Willoughby initially refuses, confiding to Abigail and Easy that he has never fished in his life, cannot stand the touch or taste of fish, and cannot swim. His success comes from listening to his customers, most of whom are very talkative: he simply passes on the advice that one customer gives him to his other customers. Abigail, who is adept at fishing, threatens to expose his lack of experience if he declines her request, despite her earlier promise to keep it secret, and promises to teach him fishing before the tournament starts.

He arrives at the lodge with a ridiculously large amount of camping and fishing equipment, all of which was provided by Cadwalader. He does not know how to handle any of it and Abigail's lessons are not very successful, one ending with him almost drowning when he falls out of a boat. Easy tells them that the renowned fisherman Joe Killroy has entered the tournament. They decide to fake a broken arm for Willoughby to enable him drop out of the tournament. Abigail and Easy put an improvised cast on him, only to find out that Killroy actually had an accident and has a cast himself; they ineptly saw off Willoughby's cast, to his horror.

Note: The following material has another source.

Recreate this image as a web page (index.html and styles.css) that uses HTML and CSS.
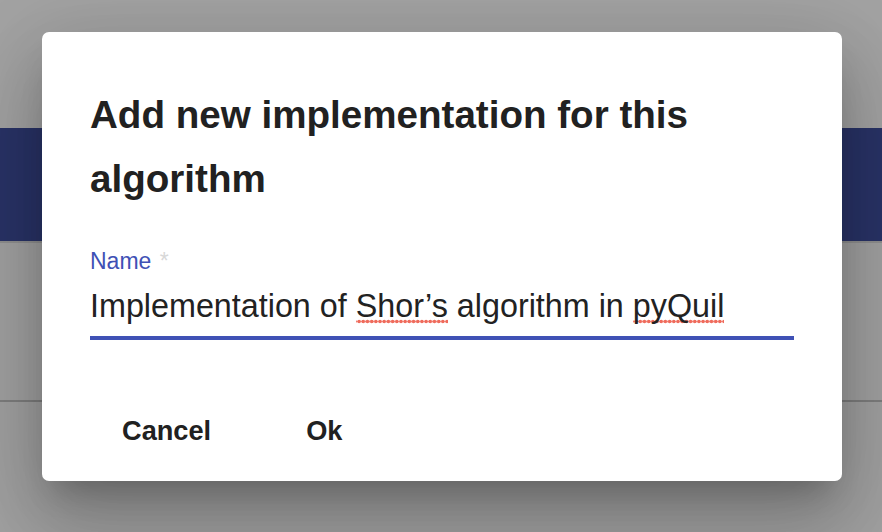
FILE: index.html
```html
<!DOCTYPE html>
<html lang="en">
<head>
<meta charset="utf-8">
<title>Add new implementation</title>
<link rel="stylesheet" href="styles.css">
</head>
<body>
<div class="page">
  <div class="page-top"></div>
  <div class="page-band"></div>
  <div class="page-content"></div>
  <div class="page-rest"></div>
</div>
<div class="overlay">
  <div class="dialog" role="dialog">
    <h1 class="dialog-title">Add new implementation for this algorithm</h1>
    <div class="field">
      <div class="field-label">Name <span class="req">*</span></div>
      <div class="field-input"><span>Implementation of </span><span class="spell">Shor’s</span><span> algorithm in </span><span class="spell">pyQuil</span></div>
    </div>
    <div class="actions">
      <button class="btn">Cancel</button>
      <button class="btn">Ok</button>
    </div>
  </div>
</div>
</body>
</html>
```

FILE: styles.css
```css
html, body {
  margin: 0;
  padding: 0;
  height: 100%;
}
body {
  background: #a3a3a3;
  font-family: "Liberation Sans", Arial, Helvetica, sans-serif;
  overflow: hidden;
}
.page {
  display: flex;
  flex-direction: column;
  height: 100%;
}
.page-top {
  height: 128px;
  background: #a3a3a3;
}
.page-band {
  height: 113px;
  background: #293367;
  border-bottom: 2px solid #8f8f8f;
}
.page-content {
  height: 157px;
  background: #a1a1a1;
  border-bottom: 2px solid #7e7e7e;
}
.page-rest {
  flex: 1;
  background: #a1a1a1;
}
.overlay {
  position: absolute;
  inset: 0;
}
.dialog {
  position: absolute;
  left: 42px;
  top: 32px;
  width: 800px;
  height: 449px;
  box-sizing: border-box;
  background: #fff;
  border-radius: 7px;
  padding: 51px 48px 0 48px;
  display: flex;
  flex-direction: column;
  box-shadow: 0 21px 29px -13px rgba(0,0,0,0.22),
              0 46px 73px 6px rgba(0,0,0,0.15),
              0 17px 88px 15px rgba(0,0,0,0.12);
}
.dialog-title {
  margin: 0;
  font-size: 38.6px;
  line-height: 64px;
  font-weight: bold;
  color: #212121;
  width: 640px;
}
.field {
  margin-top: 36px;
  width: 704px;
}
.field-label {
  font-size: 23px;
  line-height: 28px;
  color: #3f51b5;
}
.req {
  color: #d8d8d8;
  margin-left: 2px;
}
.field-input {
  margin-top: 11px;
  font-size: 32.3px;
  line-height: 40px;
  color: #222;
  padding-bottom: 10px;
  border-bottom: 4px solid #3f51b5;
  white-space: nowrap;
}
.spell {
  background-image: radial-gradient(circle, #ef6b5c 1.6px, transparent 2.1px);
  background-size: 4.2px 5px;
  background-repeat: repeat-x;
  background-position: 1px 100%;
}
.actions {
  margin-top: 55px;
  display: flex;
  gap: 31px;
}
.btn {
  font-family: inherit;
  font-size: 27.2px;
  font-weight: bold;
  line-height: 72px;
  height: 72px;
  padding: 0 32px;
  margin: 0;
  border: none;
  background: transparent;
  color: #212121;
  cursor: pointer;
}
```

That night, Abigail comes to Willoughby's lodge to request a sleeping pill and lets herself in. When he has to leave to talk to some of his customers, who have arrived for the tournament and want some tips, Abigail, who had taken the sleeping pill, falls asleep in his bed. When he comes back, he decides to sleep on the floor. The next morning, Easy arrives looking for Abigail. When she tries to help Willoughby open the zipper of his sleeping bag, his fiancée Tex arrives. She is at first amused at the sight but when Abigail comes out of his bedroom, she storms off.

When the three-day tournament starts, Willoughby is still incompetent but, by sheer luck, catches some large fish which make him very competitive. On one of the nights, he walks Abigail to her lodge and they kiss. Even though the kiss clearly impresses her, she acts as if it was a disappointment, confusing and angering him.

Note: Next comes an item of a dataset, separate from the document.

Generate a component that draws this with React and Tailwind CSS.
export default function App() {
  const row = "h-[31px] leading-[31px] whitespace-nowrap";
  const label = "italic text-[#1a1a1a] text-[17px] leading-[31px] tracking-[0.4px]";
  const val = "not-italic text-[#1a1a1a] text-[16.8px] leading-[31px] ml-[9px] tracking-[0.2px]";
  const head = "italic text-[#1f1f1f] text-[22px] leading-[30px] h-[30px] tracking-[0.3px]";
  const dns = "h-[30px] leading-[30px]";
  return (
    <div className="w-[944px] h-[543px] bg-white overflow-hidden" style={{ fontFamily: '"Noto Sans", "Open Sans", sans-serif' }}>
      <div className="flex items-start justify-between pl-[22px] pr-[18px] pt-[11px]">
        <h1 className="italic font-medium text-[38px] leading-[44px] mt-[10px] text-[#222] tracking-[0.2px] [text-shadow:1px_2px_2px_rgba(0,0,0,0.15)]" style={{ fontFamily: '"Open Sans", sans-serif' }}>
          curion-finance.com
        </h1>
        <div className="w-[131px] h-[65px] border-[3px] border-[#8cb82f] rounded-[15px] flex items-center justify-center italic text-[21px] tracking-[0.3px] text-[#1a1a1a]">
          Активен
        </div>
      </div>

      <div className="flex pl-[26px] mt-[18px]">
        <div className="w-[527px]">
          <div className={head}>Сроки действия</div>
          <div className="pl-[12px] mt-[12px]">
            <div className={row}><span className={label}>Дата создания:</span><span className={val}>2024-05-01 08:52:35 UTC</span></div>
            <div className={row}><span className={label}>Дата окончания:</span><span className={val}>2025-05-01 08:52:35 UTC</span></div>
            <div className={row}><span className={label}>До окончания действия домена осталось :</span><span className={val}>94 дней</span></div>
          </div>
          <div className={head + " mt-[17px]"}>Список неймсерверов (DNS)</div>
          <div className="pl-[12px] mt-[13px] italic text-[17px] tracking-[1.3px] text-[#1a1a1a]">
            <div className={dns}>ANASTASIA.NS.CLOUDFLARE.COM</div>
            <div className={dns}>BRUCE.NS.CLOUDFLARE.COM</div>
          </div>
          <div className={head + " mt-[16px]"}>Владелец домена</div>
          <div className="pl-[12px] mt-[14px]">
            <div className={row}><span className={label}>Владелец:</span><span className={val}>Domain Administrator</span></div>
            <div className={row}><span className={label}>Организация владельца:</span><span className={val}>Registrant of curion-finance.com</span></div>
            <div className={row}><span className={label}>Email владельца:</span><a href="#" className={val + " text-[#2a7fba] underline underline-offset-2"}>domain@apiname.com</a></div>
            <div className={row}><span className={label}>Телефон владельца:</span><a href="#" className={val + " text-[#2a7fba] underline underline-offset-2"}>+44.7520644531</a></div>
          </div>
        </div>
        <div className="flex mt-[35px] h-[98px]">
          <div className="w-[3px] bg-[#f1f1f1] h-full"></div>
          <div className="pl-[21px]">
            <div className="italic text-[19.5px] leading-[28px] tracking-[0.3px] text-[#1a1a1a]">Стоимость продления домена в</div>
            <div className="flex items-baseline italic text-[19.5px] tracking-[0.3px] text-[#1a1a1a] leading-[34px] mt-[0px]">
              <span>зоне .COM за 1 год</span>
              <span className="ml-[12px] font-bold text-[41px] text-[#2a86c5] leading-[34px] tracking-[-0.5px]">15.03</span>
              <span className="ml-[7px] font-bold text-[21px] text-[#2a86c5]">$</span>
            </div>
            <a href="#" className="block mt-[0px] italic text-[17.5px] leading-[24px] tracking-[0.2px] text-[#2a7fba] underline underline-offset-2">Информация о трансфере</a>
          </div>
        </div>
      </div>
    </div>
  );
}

On the third day, luck causes him to catch another large fish, winning the tournament. That evening, a tearful Abigail comes to his lodge. She apologizes for getting him in so much trouble and begs him to refuse the prize and come clean with his boss, the tournament director and his customers. After she leaves, he admits that he was going to do that anyway but that she made it easier for him. He gathers everyone and confesses. While his boss fires him, everyone else is impressed by his honesty.

Willoughby then goes to look for Abigail, who went camping across the lake to be alone. He finds her and they bicker until a storm forces them to share her tent, where they fall asleep, still angry. Meanwhile, the competitors convince Cadwalader that he has to rehire Willoughby for business reasons: when it emerges that even a totally incompetent fisherman can win such a tournament with Cadwalader's equipment, people will want to buy it.

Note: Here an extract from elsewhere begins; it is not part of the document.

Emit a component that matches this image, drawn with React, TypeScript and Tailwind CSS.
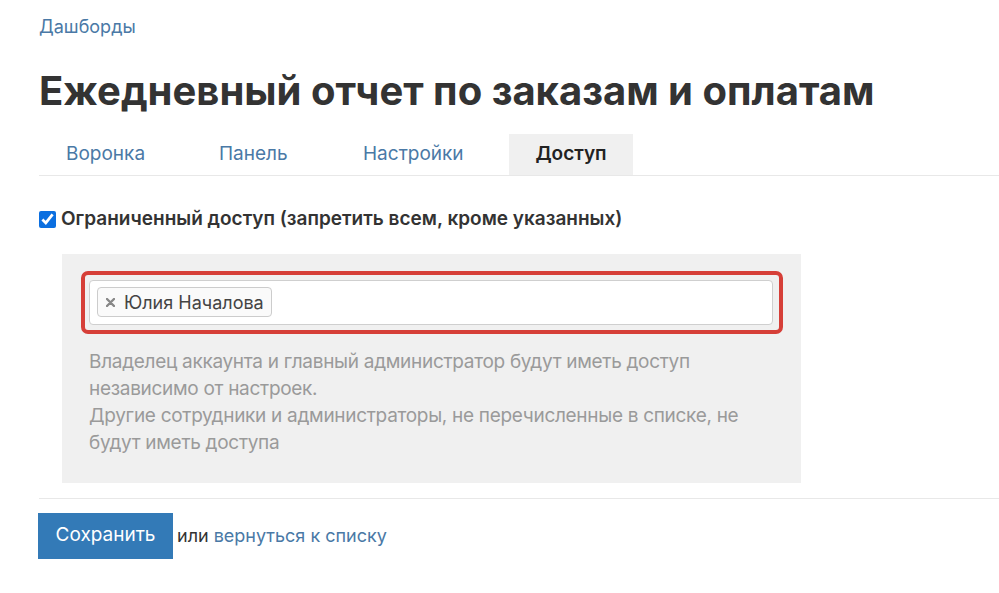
import React, { useState } from 'react';

const tabs = [
  { label: 'Воронка', cls: 'w-[142px] pl-[27px]' },
  { label: 'Панель', cls: 'w-[144px] pl-[38px]' },
  { label: 'Настройки', cls: 'w-[174px] pl-[38px]' },
];

const App: React.FC = () => {
  const [restricted, setRestricted] = useState(true);
  const [users, setUsers] = useState(['Юлия Началова']);

  return (
    <div className="min-h-[593px] bg-white pl-[39px] font-['Inter',sans-serif] text-[#333]">
      <div className="pt-[15px]">
        <a href="#" className="text-[18px] leading-[24px] text-[#4a79a6]">
          Дашборды
        </a>
      </div>

      <h1 className="mt-[28px] text-[40px] font-bold leading-[48px] text-[#333]">
        Ежедневный отчет по заказам и оплатам
      </h1>

      <div className="mt-[19px] flex border-b border-[#e8e8e8]">
        {tabs.map((t) => (
          <a
            key={t.label}
            href="#"
            className={`flex h-[41px] items-center text-[19px] text-[#4a79a6] ${t.cls}`}
          >
            {t.label}
          </a>
        ))}
        <a
          href="#"
          className="ml-[10px] flex h-[41px] w-[124px] items-center justify-center bg-[#f0f0f0] text-[19px] font-semibold text-[#222]"
        >
          Доступ
        </a>
      </div>

      <label className="mt-[29px] flex items-center gap-[5px] text-[19px] font-semibold text-[#333]">
        <input
          type="checkbox"
          checked={restricted}
          onChange={(e) => setRestricted(e.target.checked)}
          className="h-[17px] w-[17px] accent-[#0b6fe0]"
        />
        Ограниченный доступ (запретить всем, кроме указанных)
      </label>

      <div className="ml-[23px] mt-[20px] w-[739px] bg-[#f0f0f0] pb-[27px] pl-[19px] pr-[18px] pt-[17px]">
        <div className="rounded-[7px] border-[4px] border-[#d63f38] py-[5px] pl-[4px] pr-[6px]">
          <div className="flex h-[45px] items-center rounded-[4px] border border-[#cfcfcf] bg-white px-[7px]">
            {users.map((u) => (
              <span
                key={u}
                className="flex h-[30px] items-center gap-[9px] rounded-[4px] border border-[#cccccc] bg-[#fafafa] pl-[8px] pr-[7px] text-[18px] text-[#444]"
              >
                <button
                  type="button"
                  onClick={() => setUsers(users.filter((x) => x !== u))}
                  className="flex items-center"
                >
                  <svg width="9" height="9" viewBox="0 0 9 9">
                    <path d="M1 1L8 8M8 1L1 8" stroke="#888" strokeWidth="2.4" strokeLinecap="round" />
                  </svg>
                </button>
                {u}
              </span>
            ))}
          </div>
        </div>
        <p className="ml-[8px] mt-[14px] text-[19px] leading-[27px] tracking-[-0.3px] text-[#9a9a9a]">
          Владелец аккаунта и главный администратор будут иметь доступ
          <br />
          независимо от настроек.
          <br />
          Другие сотрудники и администраторы, не перечисленные в списке, не
          <br />
          будут иметь доступа
        </p>
      </div>

      <div className="mt-[15px] border-t border-[#e8e8e8] pt-[14px]">
        <div className="flex items-center">
          <button
            type="button"
            className="-ml-px h-[46px] w-[135px] bg-[#337ab7] text-[19px] text-white"
          >
            Сохранить
          </button>
          <span className="ml-[4px] text-[18px] text-[#333]">или</span>
          <a href="#" className="ml-[5px] text-[18px] text-[#4a79a6]">
            вернуться к списку
          </a>
        </div>
      </div>
    </div>
  );
};

export default App;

Cadwalader goes out on the lake to search for Willoughby. The storm meanwhile has flushed Abigail's tent out to the lake where they are met by Cadwalader's boat. After they hear the good news, Abigail and Willoughby happily kiss again.

==Production==
Man's Favorite Sport? was the first in a three-picture deal Hawks had signed with Paramount. In March 1962, Hawks reported that John Fenton Murray was working on the script. The story idea was based on a magazine article that Hawks had read about a fishing expert who had never been fishing.

In July, Hawks said that the film would star Cary Grant and a French actress and that the other films in his deal would be Bengal Tiger and Yukon Trail. According to Hawks, Grant turned down the role because he felt that he was too old to appear opposite three young women.

By November, the stars were Rock Hudson and Paula Prentiss. The second female lead, Maria Perschy, was a discovery of Hawks'. Another newcomer was model Charlene Holt.

Hawks called the film "as broad a comedy as has been filmed in many years. Yet it's believable."

Filming took place in January 1963. Hawks said that Hudson "... tried hard and he worked hard and he did everything he could but Rock is not a comedian. And when you have visualized one person in it and you're trying to get that, it's an awful tough job to do it because you just don't come out right. And even then we ended up with a pretty good picture."

Hawks liked Prentiss, saying "she ought to be a big comedy star. I don't know what's the matter."

Hawks said that the film previewed successfully but that Universal wanted 20 minutes removed to enable an extra screening per day. He claims that the edited film did not preview as well, so Universal excised another 20 minutes, and that was the version that was released.

==Release==
===Box office===
The film was released on February 5, 1964, eventually grossing $6 million at the box office, while earning $3,000,000 in US theatrical rentals. It was the 24th highest-grossing film of 1964.

===Critical reception===
The critics' reactions were somewhat tepid, particularly in comparison to Hawks' earlier works, though Molly Haskell wrote a glowing analysis of the picture seven years later in The Village Voice. Haskell admitted an indifference to the film in 1964, and that upon revisiting the film in 1971 she was "both delighted and deeply moved by the film—delighted by the grace and real humor with which the story was told, and moved by the reverberation of the whole substratum of meaning, of sexual antagonism, desire, and despair."

Hudson was given relatively sympathetic reviews for the difficult position of impersonating Cary Grant. Robin Wood notes: "It was cruel to make [Hudson] repeat the night-club scene from Bringing up Baby which Cary Grant brought off with such panache."

Prentiss was especially praised for her performance. "Miss Prentiss slips ... agreeably into Katharine Hepburn's shoes. Her bass voice is comically imposing. She's more consciously malevolent/charming than Miss Hepburn in Baby. She's just terrible to Hudson and her outrageousness almost makes the movie half a good comedy." Robin Wood: "Paula Prentiss is—as always—very good, but at times one has the feeling that Hawks is importing a characterization on her instead of working with her." Filmink called Prentiss "one of Hawks’ best female leads" and argued "the film is maligned among some Hawks auterists and it’s not one of his top efforts but it’s bright and colourful with a sense of relaxed camaraderie that is very winning."

Hawks would later say: "Paula Prentiss was good, but she couldn't remember what she was doing from one shot to the next. Her shots never matched".